- [REQUIRED TASK] Keep only the lines of the listing that include the word "React", and copy them.
════
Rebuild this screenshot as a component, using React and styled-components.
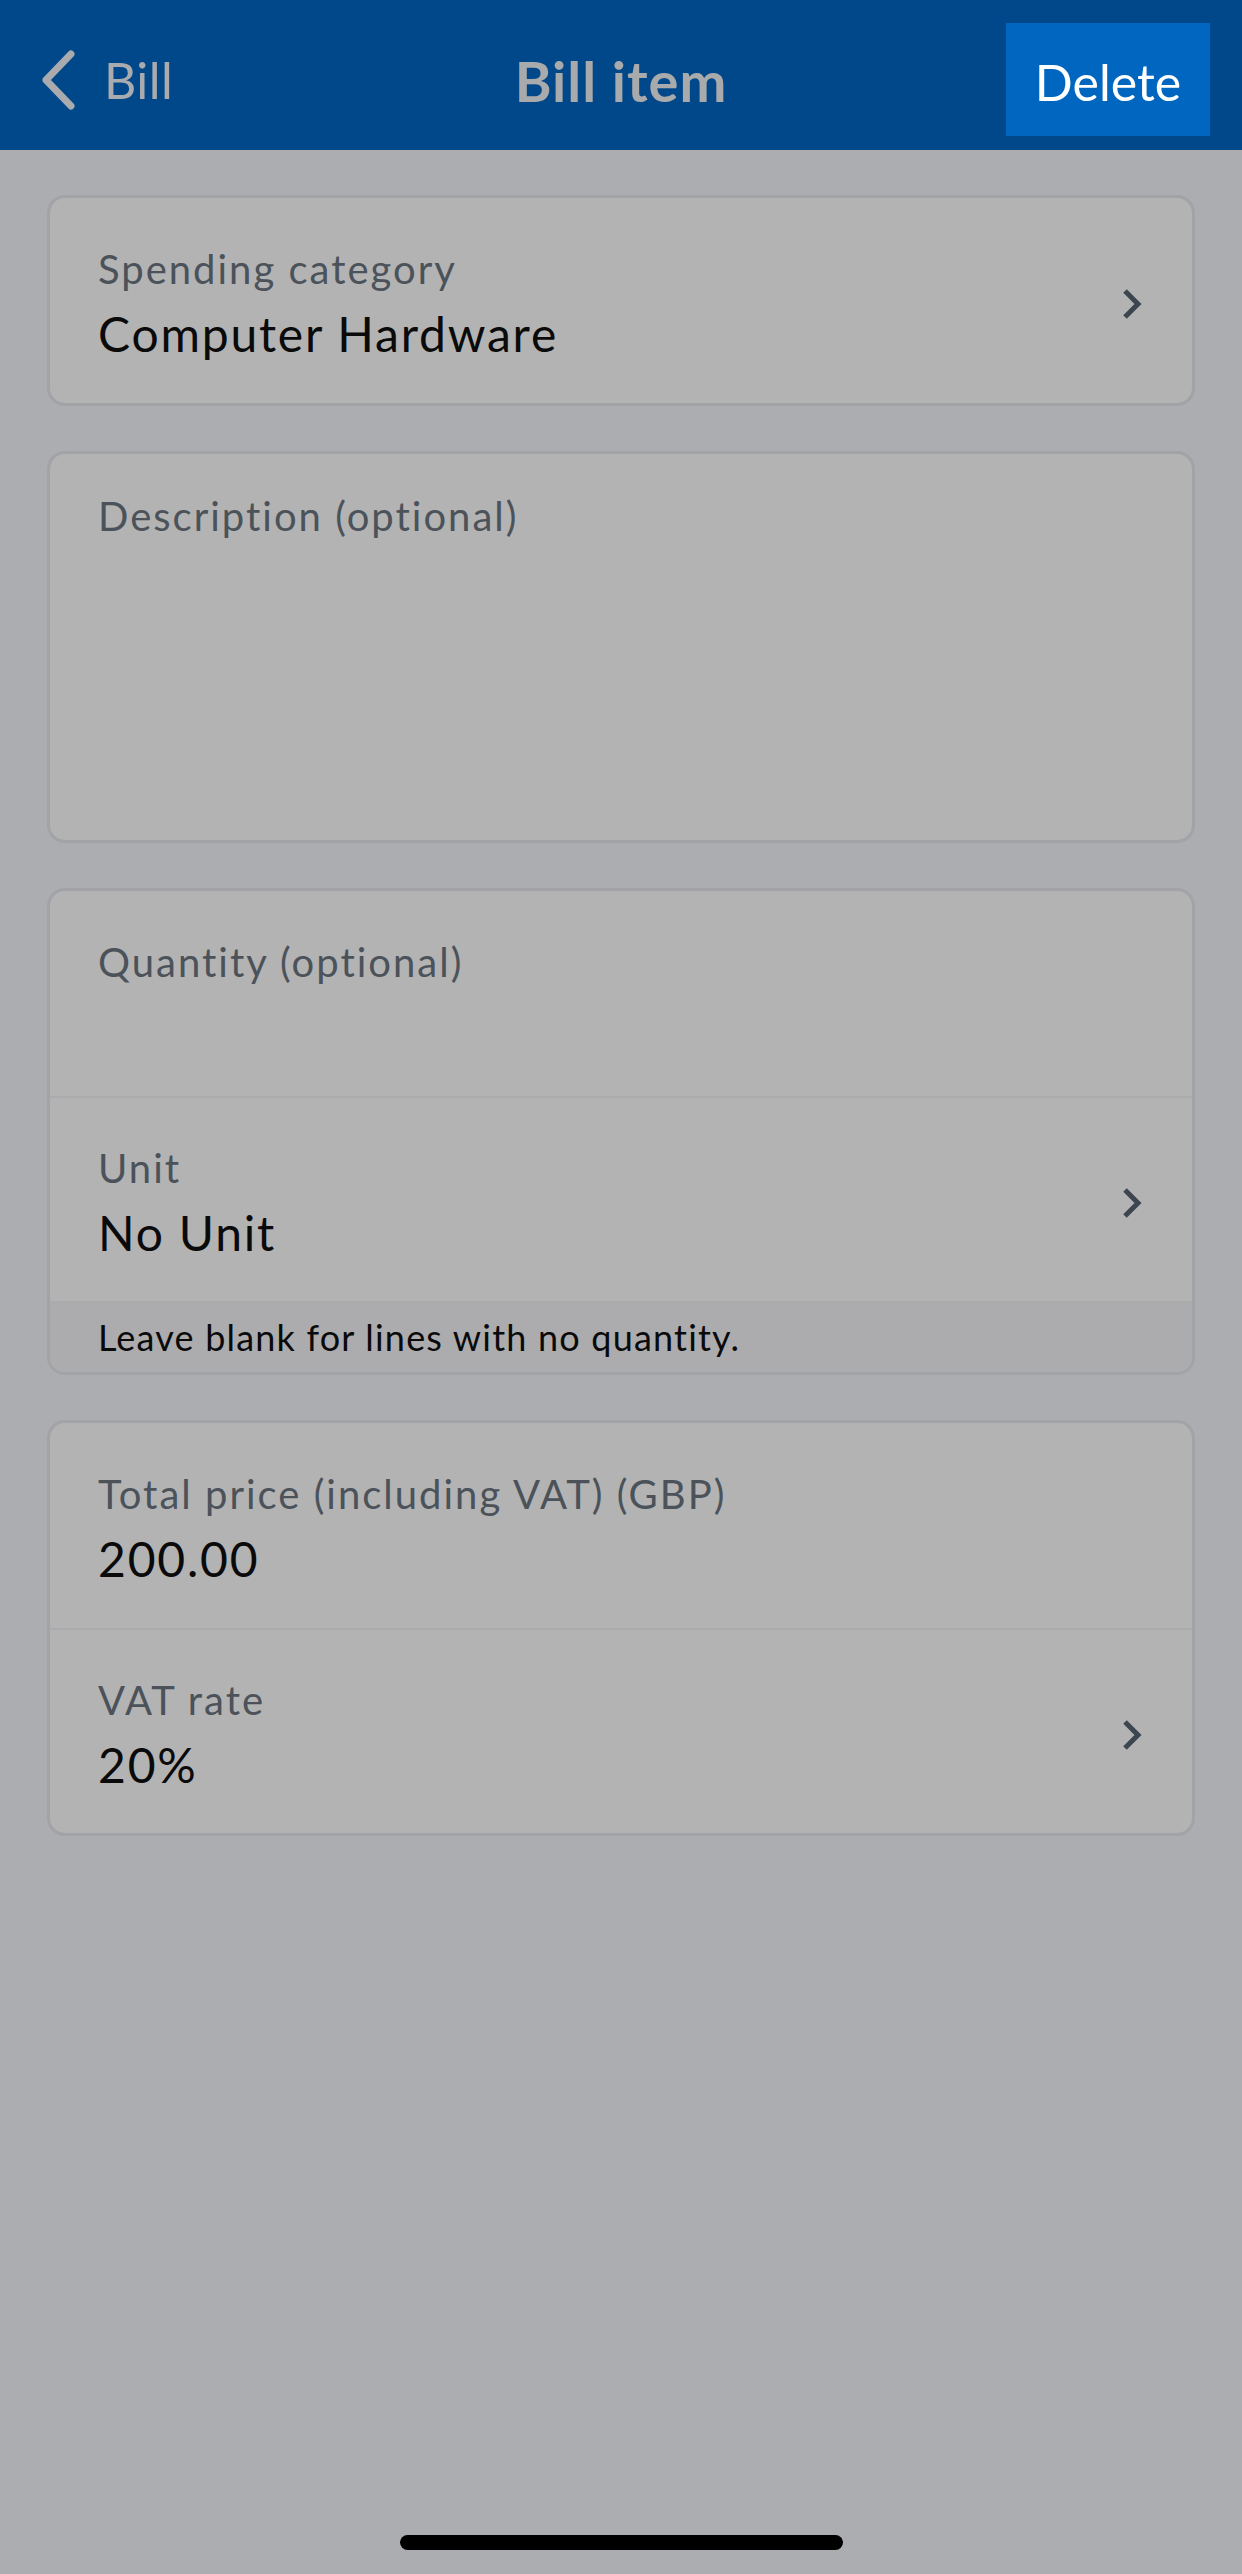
import React from "react";
import styled, { createGlobalStyle } from "styled-components";

const GlobalStyle = createGlobalStyle`
  html, body {
    margin: 0;
    padding: 0;
    background: #acadb1;
    font-family: Lato, "Noto Sans", sans-serif;
  }
  * {
    box-sizing: border-box;
  }
`;

export const Screen = styled.div`
  min-height: 100vh;
  display: flex;
  flex-direction: column;
  background-color: #acadb1;
`;

export const NavBar = styled.header`
  position: relative;
  height: 150px;
  display: flex;
  align-items: center;
  justify-content: space-between;
  padding: 10px 32px 0 38px;
  background-color: #00488a;
`;

export const BackLink = styled.div`
  display: flex;
  align-items: center;
  gap: 26px;
  font-size: 50px;
  letter-spacing: 0.5px;
  color: #a9abae;
`;

export const NavTitle = styled.h1`
  position: absolute;
  left: 0;
  right: 0;
  margin: 0;
  text-align: center;
  font-size: 56px;
  font-weight: 700;
  letter-spacing: 1px;
  color: #a9aaac;
  pointer-events: none;
`;

export const DeleteButton = styled.button`
  width: 204px;
  height: 113px;
  margin-top: -2px;
  border: none;
  padding: 6px 0 0;
  background-color: #0066bf;
  color: #ffffff;
  font-family: inherit;
  font-size: 50px;
`;

export const Content = styled.main`
  display: flex;
  flex-direction: column;
  gap: 45px;
  padding: 45px 47px;
`;

export const Card = styled.section`
  border: 3px solid #a2a3a7;
  border-radius: 18px;
  background-color: #b3b3b3;
  overflow: hidden;
`;

export const Row = styled.div`
  display: flex;
  align-items: center;
  min-height: ${(props) => props.height || 205}px;
  padding: 6px 48px 0 48px;
  border-top: ${(props) => (props.divided ? "2px solid #aaabad" : "none")};
`;

export const TextArea = styled.div`
  height: 386px;
  padding: 38px 48px;
`;

export const Field = styled.div`
  flex: 1;
  display: flex;
  flex-direction: column;
  gap: 12px;
`;

export const Label = styled.div`
  font-size: 40px;
  line-height: 48px;
  letter-spacing: 2px;
  color: #4b525a;
`;

export const Value = styled.div`
  font-size: 48px;
  line-height: 58px;
  min-height: 58px;
  letter-spacing: 1.8px;
  color: #0a0a0a;
`;

export const Hint = styled.div`
  height: 71px;
  display: flex;
  align-items: center;
  padding: 0 48px;
  background-color: #acacae;
  font-size: 36px;
  letter-spacing: 1.2px;
  color: #0a0a0a;
`;

export const HomeIndicator = styled.div`
  margin: auto auto 24px;
  width: 443px;
  height: 15px;
  border-radius: 8px;
  background-color: #000000;
`;

const Chevron = () => (
  <svg width="24" height="34" viewBox="0 0 24 34">
    <path d="M5 4 L18 17 L5 30" fill="none" stroke="#3d4650" strokeWidth="5" />
  </svg>
);

const BackChevron = () => (
  <svg width="40" height="62" viewBox="0 0 40 62">
    <path
      d="M33 5 L8 31 L33 57"
      fill="none"
      stroke="#a9abae"
      strokeWidth="7"
      strokeLinecap="round"
      strokeLinejoin="round"
    />
  </svg>
);

const FieldRow = ({ label, value, arrow, divided }) => (
  <Row divided={divided}>
    <Field>
      <Label>{label}</Label>
      <Value>{value}</Value>
    </Field>
    {arrow && <Chevron />}
  </Row>
);

export default function App() {
  return (
    <Screen>
      <GlobalStyle />
      <NavBar>
        <BackLink>
          <BackChevron />
          <span>Bill</span>
        </BackLink>
        <NavTitle>Bill item</NavTitle>
        <DeleteButton>Delete</DeleteButton>
      </NavBar>

      <Content>
        <Card>
          <FieldRow label="Spending category" value="Computer Hardware" arrow />
        </Card>

        <Card>
          <TextArea>
            <Label>Description (optional)</Label>
          </TextArea>
        </Card>

        <Card>
          <FieldRow label="Quantity (optional)" value="" />
          <FieldRow label="Unit" value="No Unit" arrow divided />
          <Hint>Leave blank for lines with no quantity.</Hint>
        </Card>

        <Card>
          <FieldRow label="Total price (including VAT) (GBP)" value="200.00" />
          <FieldRow label="VAT rate" value="20%" arrow divided />
        </Card>
      </Content>

      <HomeIndicator />
    </Screen>
  );
}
════
- [ANSWER TO THE TASK]
Rebuild this screenshot as a component, using React and styled-components.
import React from "react";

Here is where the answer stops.